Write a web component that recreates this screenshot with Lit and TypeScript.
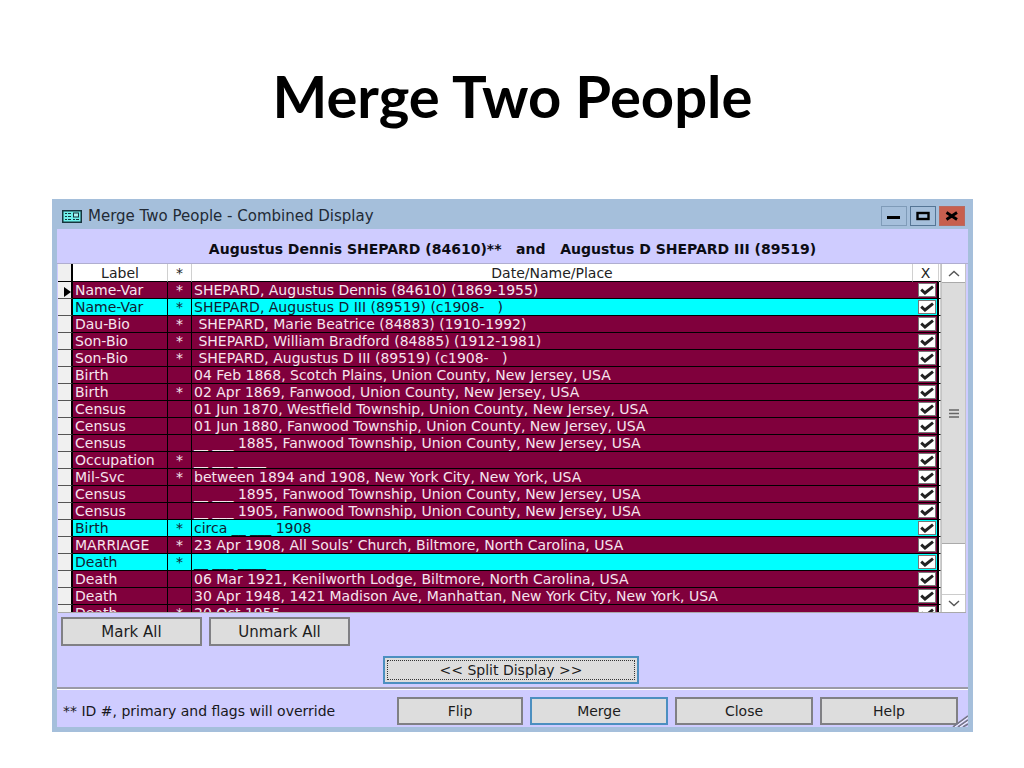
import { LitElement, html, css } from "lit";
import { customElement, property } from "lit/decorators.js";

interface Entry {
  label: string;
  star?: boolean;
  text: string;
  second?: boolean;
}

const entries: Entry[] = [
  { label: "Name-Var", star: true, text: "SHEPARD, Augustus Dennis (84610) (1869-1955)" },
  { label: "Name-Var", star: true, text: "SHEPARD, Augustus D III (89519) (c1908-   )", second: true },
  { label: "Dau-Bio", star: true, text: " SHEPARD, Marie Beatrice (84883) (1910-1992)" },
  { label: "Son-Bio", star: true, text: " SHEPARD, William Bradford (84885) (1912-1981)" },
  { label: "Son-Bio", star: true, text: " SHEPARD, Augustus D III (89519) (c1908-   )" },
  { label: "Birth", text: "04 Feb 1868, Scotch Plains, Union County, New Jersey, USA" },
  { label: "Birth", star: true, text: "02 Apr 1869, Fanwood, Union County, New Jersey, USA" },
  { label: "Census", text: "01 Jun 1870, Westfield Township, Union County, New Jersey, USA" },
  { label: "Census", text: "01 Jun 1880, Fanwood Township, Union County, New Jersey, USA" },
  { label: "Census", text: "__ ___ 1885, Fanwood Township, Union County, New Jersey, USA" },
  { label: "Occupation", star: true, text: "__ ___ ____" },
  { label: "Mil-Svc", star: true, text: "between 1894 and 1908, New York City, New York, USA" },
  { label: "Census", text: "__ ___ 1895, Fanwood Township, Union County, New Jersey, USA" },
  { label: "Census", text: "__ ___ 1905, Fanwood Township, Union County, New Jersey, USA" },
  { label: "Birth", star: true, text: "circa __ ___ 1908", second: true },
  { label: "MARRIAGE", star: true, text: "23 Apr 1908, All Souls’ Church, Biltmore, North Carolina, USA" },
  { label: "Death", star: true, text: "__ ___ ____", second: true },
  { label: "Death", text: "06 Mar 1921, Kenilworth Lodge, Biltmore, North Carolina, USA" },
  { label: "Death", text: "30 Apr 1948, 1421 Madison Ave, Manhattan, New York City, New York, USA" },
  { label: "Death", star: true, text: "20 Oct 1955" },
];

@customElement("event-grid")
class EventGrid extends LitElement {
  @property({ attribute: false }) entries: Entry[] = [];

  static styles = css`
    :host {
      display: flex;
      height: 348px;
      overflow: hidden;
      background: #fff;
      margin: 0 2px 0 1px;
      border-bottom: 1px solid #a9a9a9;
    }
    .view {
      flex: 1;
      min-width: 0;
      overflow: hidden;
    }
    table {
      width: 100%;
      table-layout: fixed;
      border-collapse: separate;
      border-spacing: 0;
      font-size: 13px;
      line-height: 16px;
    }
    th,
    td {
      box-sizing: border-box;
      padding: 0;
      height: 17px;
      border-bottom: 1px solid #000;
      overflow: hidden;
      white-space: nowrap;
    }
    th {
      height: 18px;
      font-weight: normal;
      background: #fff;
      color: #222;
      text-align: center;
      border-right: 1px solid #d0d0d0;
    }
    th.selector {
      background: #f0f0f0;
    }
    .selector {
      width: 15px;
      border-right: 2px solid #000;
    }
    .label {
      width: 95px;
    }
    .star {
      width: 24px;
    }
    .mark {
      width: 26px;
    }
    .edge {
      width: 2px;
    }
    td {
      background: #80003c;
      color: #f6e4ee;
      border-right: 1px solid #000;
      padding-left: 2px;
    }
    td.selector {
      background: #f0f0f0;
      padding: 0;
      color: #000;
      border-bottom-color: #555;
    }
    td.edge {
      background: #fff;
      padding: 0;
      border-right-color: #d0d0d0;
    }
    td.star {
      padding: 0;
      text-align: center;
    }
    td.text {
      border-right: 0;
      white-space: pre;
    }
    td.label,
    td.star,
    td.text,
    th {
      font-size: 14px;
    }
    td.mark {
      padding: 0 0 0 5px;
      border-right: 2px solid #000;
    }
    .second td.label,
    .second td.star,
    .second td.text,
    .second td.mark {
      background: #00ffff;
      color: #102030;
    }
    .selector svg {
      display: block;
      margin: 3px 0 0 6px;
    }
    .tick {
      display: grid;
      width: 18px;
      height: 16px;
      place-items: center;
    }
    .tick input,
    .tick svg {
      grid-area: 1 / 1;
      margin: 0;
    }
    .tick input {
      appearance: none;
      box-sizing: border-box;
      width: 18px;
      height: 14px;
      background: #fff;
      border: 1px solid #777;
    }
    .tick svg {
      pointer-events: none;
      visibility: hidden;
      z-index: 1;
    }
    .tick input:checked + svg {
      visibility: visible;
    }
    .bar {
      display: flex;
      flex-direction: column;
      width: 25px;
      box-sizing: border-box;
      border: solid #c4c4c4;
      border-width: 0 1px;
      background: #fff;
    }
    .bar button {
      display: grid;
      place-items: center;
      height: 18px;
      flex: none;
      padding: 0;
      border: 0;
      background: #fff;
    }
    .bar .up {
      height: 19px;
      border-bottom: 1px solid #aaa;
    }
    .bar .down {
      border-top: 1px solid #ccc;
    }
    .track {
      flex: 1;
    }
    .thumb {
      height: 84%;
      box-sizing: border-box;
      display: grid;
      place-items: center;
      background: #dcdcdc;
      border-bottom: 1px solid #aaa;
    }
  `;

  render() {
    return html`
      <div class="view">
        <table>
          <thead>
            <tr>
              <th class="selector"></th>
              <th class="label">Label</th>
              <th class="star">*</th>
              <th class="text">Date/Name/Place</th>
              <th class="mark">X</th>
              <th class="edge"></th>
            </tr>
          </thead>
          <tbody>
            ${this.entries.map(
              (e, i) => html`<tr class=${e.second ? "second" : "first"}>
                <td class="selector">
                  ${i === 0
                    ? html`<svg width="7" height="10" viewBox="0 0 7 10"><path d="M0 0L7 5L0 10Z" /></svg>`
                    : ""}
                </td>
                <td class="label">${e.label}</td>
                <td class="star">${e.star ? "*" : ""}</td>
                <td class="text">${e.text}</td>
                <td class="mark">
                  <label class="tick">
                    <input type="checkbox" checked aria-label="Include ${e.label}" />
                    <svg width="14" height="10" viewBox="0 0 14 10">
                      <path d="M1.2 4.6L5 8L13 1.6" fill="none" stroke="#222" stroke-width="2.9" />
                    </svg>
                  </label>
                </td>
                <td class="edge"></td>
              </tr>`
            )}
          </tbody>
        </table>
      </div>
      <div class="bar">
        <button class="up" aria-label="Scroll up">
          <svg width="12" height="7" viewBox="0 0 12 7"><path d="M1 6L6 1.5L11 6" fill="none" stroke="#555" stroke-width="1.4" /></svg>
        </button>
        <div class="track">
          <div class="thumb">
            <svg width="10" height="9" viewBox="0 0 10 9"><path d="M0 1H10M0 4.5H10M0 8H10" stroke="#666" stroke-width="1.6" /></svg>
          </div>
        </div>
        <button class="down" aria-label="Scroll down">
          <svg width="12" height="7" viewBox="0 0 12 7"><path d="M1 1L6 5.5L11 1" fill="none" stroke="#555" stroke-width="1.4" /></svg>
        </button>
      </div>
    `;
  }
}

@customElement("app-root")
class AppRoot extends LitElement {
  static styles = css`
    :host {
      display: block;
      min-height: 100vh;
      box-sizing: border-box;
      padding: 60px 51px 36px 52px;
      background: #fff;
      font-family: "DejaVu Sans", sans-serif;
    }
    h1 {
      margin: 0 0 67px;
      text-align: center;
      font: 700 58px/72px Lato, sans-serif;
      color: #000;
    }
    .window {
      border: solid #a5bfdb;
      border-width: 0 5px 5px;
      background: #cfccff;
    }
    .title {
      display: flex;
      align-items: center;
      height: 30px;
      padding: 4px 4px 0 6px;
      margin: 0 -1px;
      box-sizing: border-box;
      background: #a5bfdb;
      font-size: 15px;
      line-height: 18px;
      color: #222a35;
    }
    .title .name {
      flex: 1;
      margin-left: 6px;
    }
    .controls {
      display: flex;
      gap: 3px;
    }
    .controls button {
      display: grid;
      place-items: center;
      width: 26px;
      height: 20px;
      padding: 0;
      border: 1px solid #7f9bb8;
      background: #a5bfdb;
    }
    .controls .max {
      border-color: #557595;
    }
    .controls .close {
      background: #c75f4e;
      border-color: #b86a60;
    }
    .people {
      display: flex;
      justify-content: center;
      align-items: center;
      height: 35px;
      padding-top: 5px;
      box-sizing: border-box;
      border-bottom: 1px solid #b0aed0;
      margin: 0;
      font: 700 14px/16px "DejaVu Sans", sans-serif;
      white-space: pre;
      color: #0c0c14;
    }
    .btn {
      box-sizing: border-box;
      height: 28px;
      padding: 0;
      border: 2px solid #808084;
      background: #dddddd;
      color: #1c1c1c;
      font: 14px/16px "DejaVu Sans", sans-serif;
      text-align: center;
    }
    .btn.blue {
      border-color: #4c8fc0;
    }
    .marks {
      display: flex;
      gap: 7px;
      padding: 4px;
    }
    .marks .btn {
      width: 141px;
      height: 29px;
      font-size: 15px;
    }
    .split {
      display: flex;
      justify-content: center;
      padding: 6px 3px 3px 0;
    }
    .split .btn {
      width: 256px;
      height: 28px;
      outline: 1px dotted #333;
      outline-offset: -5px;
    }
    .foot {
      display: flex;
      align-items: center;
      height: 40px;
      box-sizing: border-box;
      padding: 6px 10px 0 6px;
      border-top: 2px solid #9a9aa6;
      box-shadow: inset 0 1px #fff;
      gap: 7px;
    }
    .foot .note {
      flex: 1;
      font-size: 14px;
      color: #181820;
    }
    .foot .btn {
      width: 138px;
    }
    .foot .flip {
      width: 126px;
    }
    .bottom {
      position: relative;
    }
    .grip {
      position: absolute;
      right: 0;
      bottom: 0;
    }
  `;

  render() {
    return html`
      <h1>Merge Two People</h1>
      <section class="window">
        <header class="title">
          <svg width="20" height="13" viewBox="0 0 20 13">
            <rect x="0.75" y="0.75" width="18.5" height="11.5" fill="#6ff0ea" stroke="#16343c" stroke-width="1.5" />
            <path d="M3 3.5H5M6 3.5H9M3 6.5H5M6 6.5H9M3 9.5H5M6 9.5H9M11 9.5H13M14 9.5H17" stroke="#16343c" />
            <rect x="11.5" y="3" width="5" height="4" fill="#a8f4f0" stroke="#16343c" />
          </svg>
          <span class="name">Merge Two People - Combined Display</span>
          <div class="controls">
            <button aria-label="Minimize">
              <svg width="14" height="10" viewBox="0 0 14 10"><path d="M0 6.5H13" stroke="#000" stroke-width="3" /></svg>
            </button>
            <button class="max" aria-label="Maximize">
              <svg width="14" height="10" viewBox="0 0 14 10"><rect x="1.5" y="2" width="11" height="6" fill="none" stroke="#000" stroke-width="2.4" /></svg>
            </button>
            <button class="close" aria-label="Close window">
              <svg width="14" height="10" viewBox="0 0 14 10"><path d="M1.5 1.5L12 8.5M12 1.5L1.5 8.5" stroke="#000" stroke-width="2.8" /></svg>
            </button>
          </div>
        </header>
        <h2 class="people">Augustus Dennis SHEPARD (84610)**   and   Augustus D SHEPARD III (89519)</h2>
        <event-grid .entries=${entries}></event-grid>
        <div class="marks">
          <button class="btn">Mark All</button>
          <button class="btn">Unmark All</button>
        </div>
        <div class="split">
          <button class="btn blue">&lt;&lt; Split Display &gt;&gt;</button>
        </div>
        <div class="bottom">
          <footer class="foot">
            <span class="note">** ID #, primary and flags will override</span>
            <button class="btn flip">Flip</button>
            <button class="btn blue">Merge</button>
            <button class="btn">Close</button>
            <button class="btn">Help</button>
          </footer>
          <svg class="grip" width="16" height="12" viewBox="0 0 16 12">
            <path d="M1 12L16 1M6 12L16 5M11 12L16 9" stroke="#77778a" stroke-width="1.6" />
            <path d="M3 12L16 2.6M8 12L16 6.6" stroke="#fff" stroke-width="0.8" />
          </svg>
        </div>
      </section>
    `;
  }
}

★ ★ ★ ★

WORK TO DO ▸
In the lines above, locate the string "this". Copy every line where it occurs.

ANSWER FOR THE TASK ▸
Write a web component that recreates this screenshot with Lit and TypeScript.
            ${this.entries.map(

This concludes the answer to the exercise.